◆ GIVEN PROBLEM: Leave out the pictures, and write out exactly the lines from the beginning of the material to the line holding "const SLOTS = 30;", that line included, and nothing else.

◆ SOURCE DATA:
================================
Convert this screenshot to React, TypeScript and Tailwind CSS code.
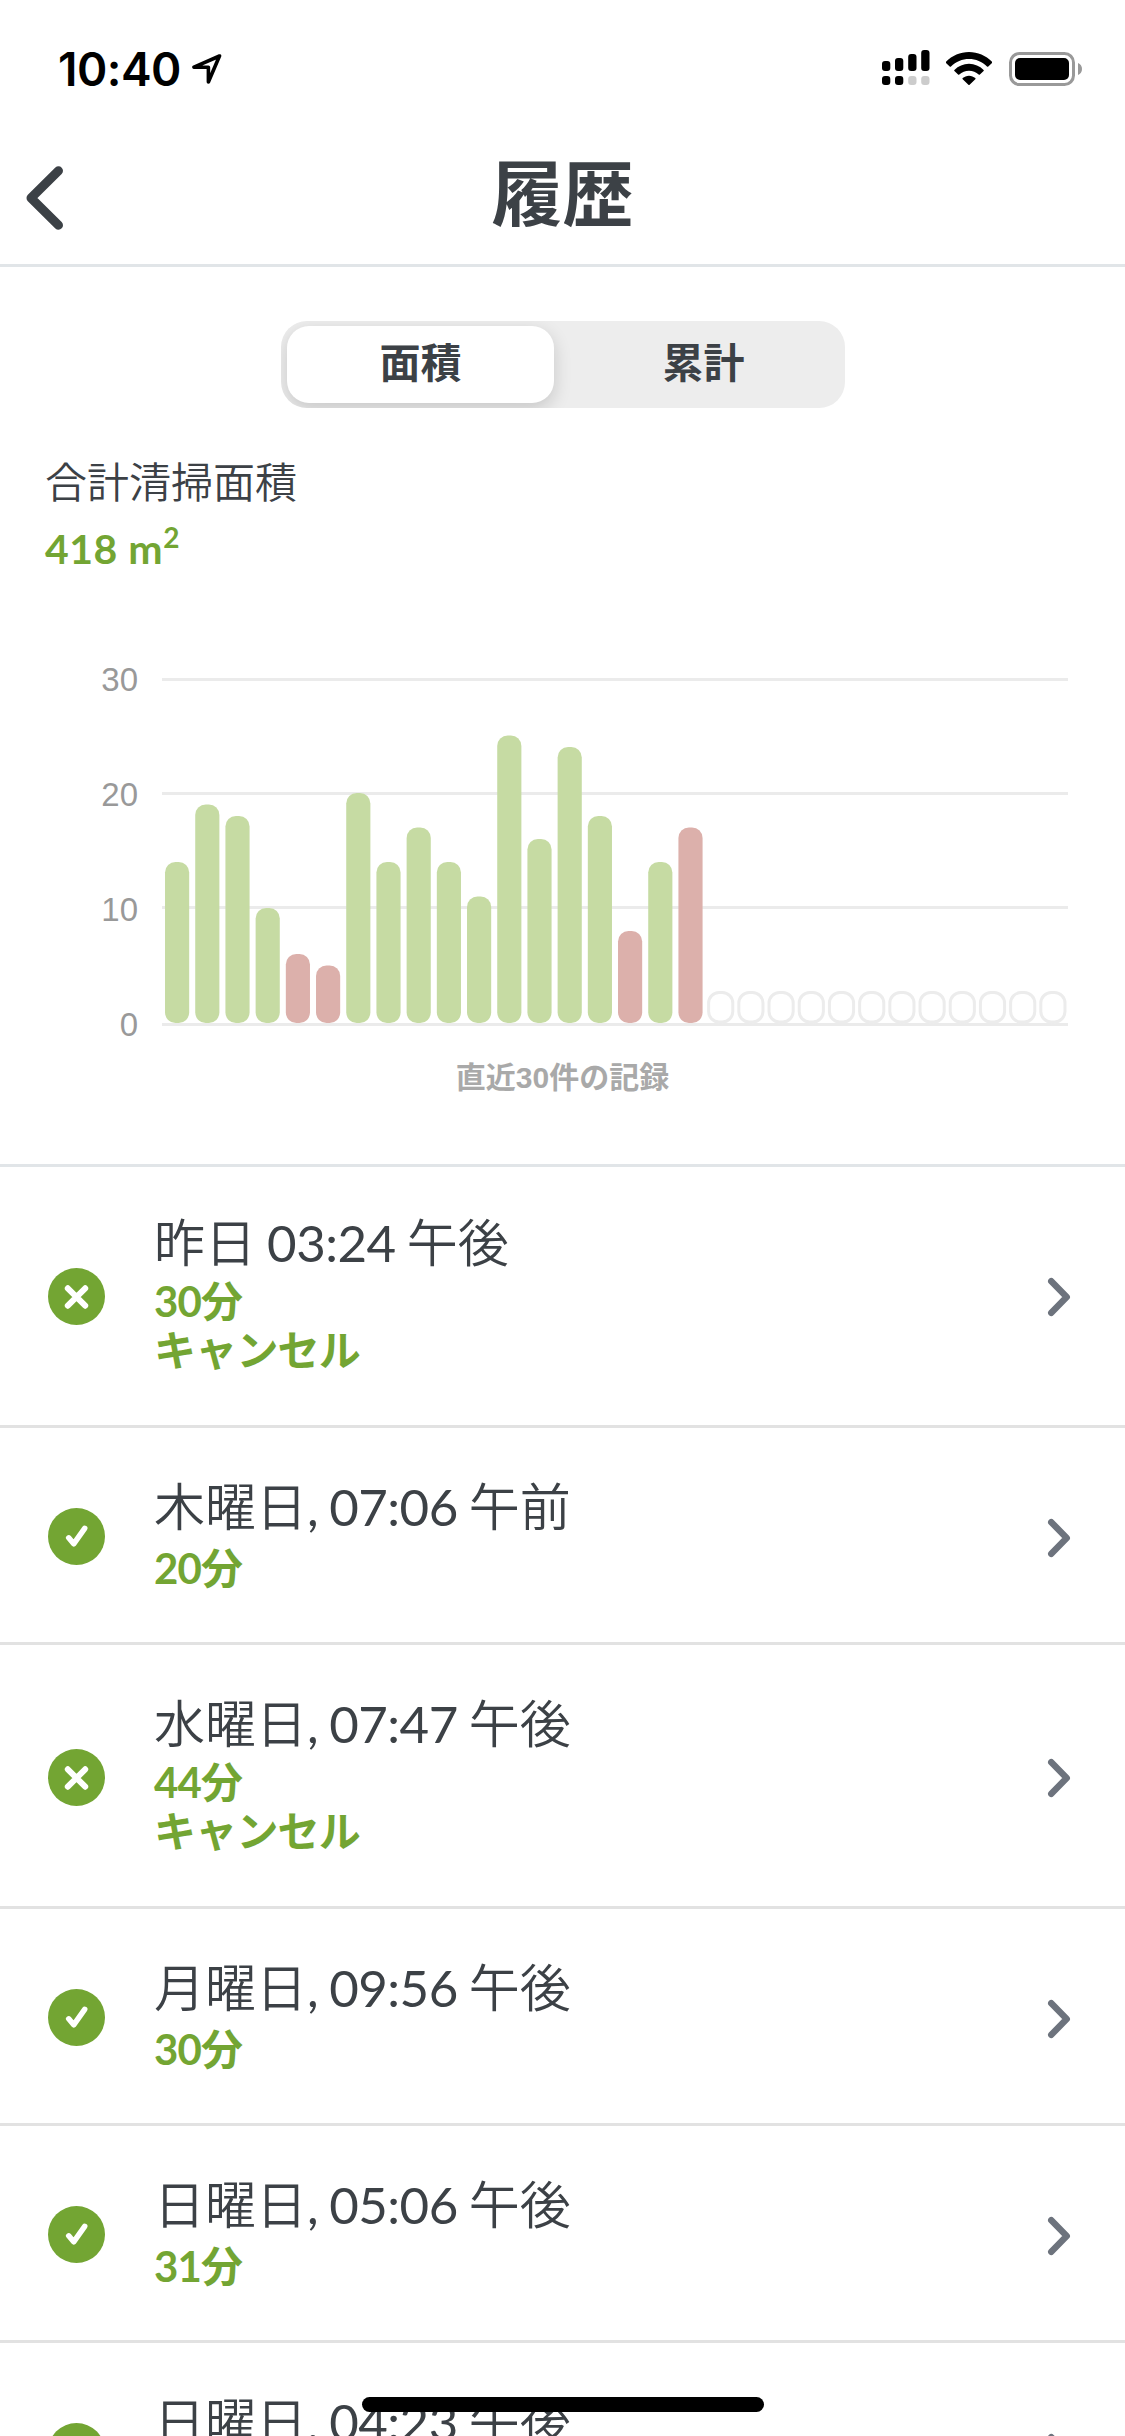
const GREEN = "#73a533";

type Run = {
  title: string;
  duration: string;
  cancelled?: boolean;
};

const runs: Run[] = [
  { title: "昨日 03:24 午後", duration: "30分", cancelled: true },
  { title: "木曜日, 07:06 午前", duration: "20分" },
  { title: "水曜日, 07:47 午後", duration: "44分", cancelled: true },
  { title: "月曜日, 09:56 午後", duration: "30分" },
  { title: "日曜日, 05:06 午後", duration: "31分" },
  { title: "日曜日, 04:23 午後", duration: "30分" },
];

const areas = [14, 19, 18, 10, 6, 5, 20, 14, 17, 14, 11, 25, 16, 24, 18, 8, 14, 17];
const failed = [4, 5, 15, 17];
const SLOTS = 30;

function StatusBar() {
  return (
    <div className="flex h-[138px] shrink-0 items-start justify-between pl-[58px] pr-[42px] pt-[49px]">
      <div className="flex items-start">
        <span className="w-[134px] font-['Inter',sans-serif] text-[46px] font-semibold leading-[40px] tracking-[-0.5px] text-black">10:40</span>
        <svg width="30" height="30" viewBox="0 0 30 30" className="mt-[5px]" fill="none" stroke="#000" strokeWidth="3.6" strokeLinejoin="round">
          <path d="M27.5 2 2 13.2h14.4V28z" />
        </svg>
      </div>
      <div className="flex">
        <svg width="48" height="36" viewBox="0 0 48 36" className="mr-[16px] mt-px">
          <rect x="0" y="11" width="8.3" height="10" rx="3" />
          <rect x="13" y="8" width="8.3" height="13" rx="3" />
          <rect x="26.2" y="4" width="8.3" height="17" rx="3" />
          <rect x="39.2" y="0" width="8.3" height="21" rx="3" />
          <rect x="0" y="26" width="8.3" height="9" rx="3" />
          <rect x="13" y="26" width="8.3" height="9" rx="3" />
          <rect x="26.2" y="26" width="8.3" height="9" rx="3" fill="#ccc" />
          <rect x="39.2" y="26" width="8.3" height="9" rx="3" fill="#ccc" />
        </svg>
        <svg width="46" height="34" viewBox="0 0 46 34" className="mr-[17px] mt-[3px]">
          <path d="M0 9.7C6.2 3.600 14.200 0 23 0s16.800 3.600 23 9.700c.3.400.3.900 0 1.200l-3.700 3.500c-.4.400-.9.400-1.300 0C36.100 9.600 29.800 7 23 7S9.900 9.600 5 14.400c-.4.400-.9.400-1.300 0L0 10.900c-.3-.3-.3-.8 0-1.200z" />
          <path d="M8.400 17.900C12.300 14.100 17.400 11.800 23 11.800s10.700 2.300 14.600 6.100c.4.300.4.900 0 1.200l-3.700 3.500c-.3.300-.8.300-1.200 0-2.600-2.400-6-3.900-9.700-3.900s-7.100 1.500-9.700 3.900c-.4.300-.9.300-1.200 0l-3.700-3.500c-.4-.3-.4-.9 0-1.200z" />
          <path d="M16.700 26.100c1.700-1.500 3.900-2.400 6.300-2.400s4.600.9 6.300 2.400c.4.300.4.800 0 1.200l-5.700 5.500c-.3.300-.8.300-1.200 0l-5.700-5.500c-.4-.4-.4-.9 0-1.200z" />
        </svg>
        <svg width="74" height="34" viewBox="0 0 74 34" className="mt-[3px]">
          <rect x="1.500" y="1.500" width="63" height="31" rx="9" fill="none" stroke="#999" strokeWidth="3" />
          <rect x="6" y="6" width="54" height="22" rx="5" />
          <path d="M69 11c2.500 1 4 3.300 4 6s-1.500 5-4 6z" fill="#999" />
        </svg>
      </div>
    </div>
  );
}

function Header() {
  return (
    <header className="grid h-[129px] shrink-0 grid-cols-[1fr_auto_1fr] items-start border-b-3 border-[#e1e5e8]">
      <svg width="38" height="64" viewBox="0 0 38 64" className="ml-[26px] mt-[28px]" fill="none" stroke="#3c4146" strokeWidth="9" strokeLinecap="round" strokeLinejoin="round">
        <path d="M32.500 4.800 5 32l27.500 27.200" />
      </svg>
      <h1 className="mt-[5px] text-[71px] font-bold leading-[100px]">履歴</h1>
    </header>
  );
}

function Segmented() {
  return (
    <div className="mx-auto flex h-[87px] w-[564px] overflow-hidden rounded-[26px] bg-[#ededed] text-[41px] font-bold">
      <div className="ml-[6px] mt-[5px] flex h-[77px] w-[267px] items-center justify-center rounded-[22px] bg-white pb-[4px] pl-[1px] shadow-[0_6px_18px_rgba(0,0,0,0.16)]">
        面積
      </div>
      <div className="flex flex-1 items-center justify-center pb-[4px] pl-[9px]">累計</div>
    </div>
  );
}

function AreaChart() {
  const slot = 906 / SLOTS;
  return (
    <svg width="1125" height="400" viewBox="0 640 1125 400" className="block">
      {[678, 792, 906, 1023].map((y) => (
        <rect key={y} x="162" y={y} width="906" height="3" fill="#ebebeb" />
      ))}
      {["30", "20", "10", "0"].map((label, i) => (
        <text key={label} x="138" y={691 + i * 115} textAnchor="end" fontSize="33" fill="#999" fontFamily="Liberation Sans, sans-serif">
          {label}
        </text>
      ))}
      {Array.from({ length: SLOTS }, (_, i) => {
        const x = 162 + slot * i + slot * 0.1;
        if (i >= areas.length) {
          return <rect key={i} x={x} y="992.500" width={slot * 0.8} height="29.500" rx="10.500" fill="none" stroke="#ececec" strokeWidth="3" />;
        }
        const h = areas[i] * 11.5;
        return <rect key={i} x={x} y={1023 - h} width={slot * 0.8} height={h} rx="10.500" fill={failed.includes(i) ? "#dcb0ab" : "#c6dba3"} />;
      })}
    </svg>
  );
}

function StatusIcon({ cancelled }: { cancelled?: boolean }) {
  return (
    <svg width="57" height="57" viewBox="0 0 57 57" fill="none" stroke="#fff" strokeLinecap="round" strokeLinejoin="round">
      <circle cx="28.500" cy="28.500" r="28.500" fill={GREEN} stroke="none" />
      {cancelled ? (
        <path d="m19.800 20.300 17.400 17.400M37.200 20.300 19.800 37.700" strokeWidth="6" />
      ) : (
        <path d="m20.700 29.800 5 6L36.700 20.300" strokeWidth="5.500" />
      )}
    </svg>
  );
}

function RunTitle({ text }: { text: string }) {
  // the time reads heavier than the kanji around it
  const [, day, time, period] = text.match(/^([^\s,]+)([,\s\d:]+)(.+)$/) ?? [];
  return (
    <p className="whitespace-nowrap text-[51px] font-[350] leading-[62px]">
      {day}
      <span className="font-normal tracking-[-0.500px] [word-spacing:-1.500px]">{time}</span>
      {period}
    </p>
  );
}

function RunRow({ title, duration, cancelled }: Run) {
  return (
    <li className={`flex shrink-0 border-b-3 border-[#e2e2e2] pl-[48px] pr-[54px] ${cancelled ? "h-[264px]" : "h-[217px]"}`}>
      <div className="flex w-[106px] items-center pt-[3px]">
        <StatusIcon cancelled={cancelled} />
      </div>
      <div className="flex-1 pt-[48px]">
        <RunTitle text={title} />
        <div className={`text-[42px] font-bold tracking-[-0.800px] text-[#73a533] ${cancelled ? "mt-[3px] leading-[49px]" : "mt-[5px] leading-[50px]"}`}>
          <p>{duration}</p>
          {cancelled && <p>キャンセル</p>}
        </div>
      </div>
      <div className="flex items-center pt-[5px]">
        <svg width="24" height="40" viewBox="0 0 24 40" fill="none" stroke="#6d737d" strokeWidth="6.500" strokeLinecap="round" strokeLinejoin="round">
          <path d="m4.300 4.200 15.400 15.800L4.300 35.800" />
        </svg>
      </div>
    </li>
  );
}

export default function App() {
  return (
    <div className="relative flex h-[2436px] w-[1125px] flex-col overflow-hidden bg-white font-['Lato','Noto_Sans_CJK_JP',sans-serif] text-[#3c4146]" lang="ja">
      <StatusBar />
      <Header />
      <section className="h-[900px] shrink-0 border-b-3 border-[#e1e5e8] pt-[54px]">
        <Segmented />
        <div className="pl-[45px] pt-[47px]">
          <p className="text-[42px] font-[350] leading-[54px]">合計清掃面積</p>
          <p className="mt-[10px] h-[60px] text-[41px] font-bold leading-[60px] tracking-[0.500px] text-[#73a533]">
            418 m<span className="relative -top-[16px] text-[28px] leading-none">2</span>
          </p>
        </div>
        <div className="mt-[61px]">
          <AreaChart />
        </div>
        <p className="mt-[16px] text-center font-['Liberation_Sans','Noto_Sans_CJK_JP',sans-serif] text-[30px] font-bold leading-[44px] text-[#a9a9a9]">
          直近30件の記録
        </p>
      </section>
      <ul className="-mt-[3px] flex flex-col">
        {runs.map((run) => (
          <RunRow key={run.title} {...run} />
        ))}
      </ul>
      <div className="absolute bottom-[24px] left-[362px] h-[15px] w-[402px] rounded-full bg-black" />
    </div>
  );
}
================================
◆ WRITTEN RESPONSE:
Convert this screenshot to React, TypeScript and Tailwind CSS code.
const GREEN = "#73a533";

type Run = {
  title: string;
  duration: string;
  cancelled?: boolean;
};

const runs: Run[] = [
  { title: "昨日 03:24 午後", duration: "30分", cancelled: true },
  { title: "木曜日, 07:06 午前", duration: "20分" },
  { title: "水曜日, 07:47 午後", duration: "44分", cancelled: true },
  { title: "月曜日, 09:56 午後", duration: "30分" },
  { title: "日曜日, 05:06 午後", duration: "31分" },
  { title: "日曜日, 04:23 午後", duration: "30分" },
];

const areas = [14, 19, 18, 10, 6, 5, 20, 14, 17, 14, 11, 25, 16, 24, 18, 8, 14, 17];
const failed = [4, 5, 15, 17];
const SLOTS = 30;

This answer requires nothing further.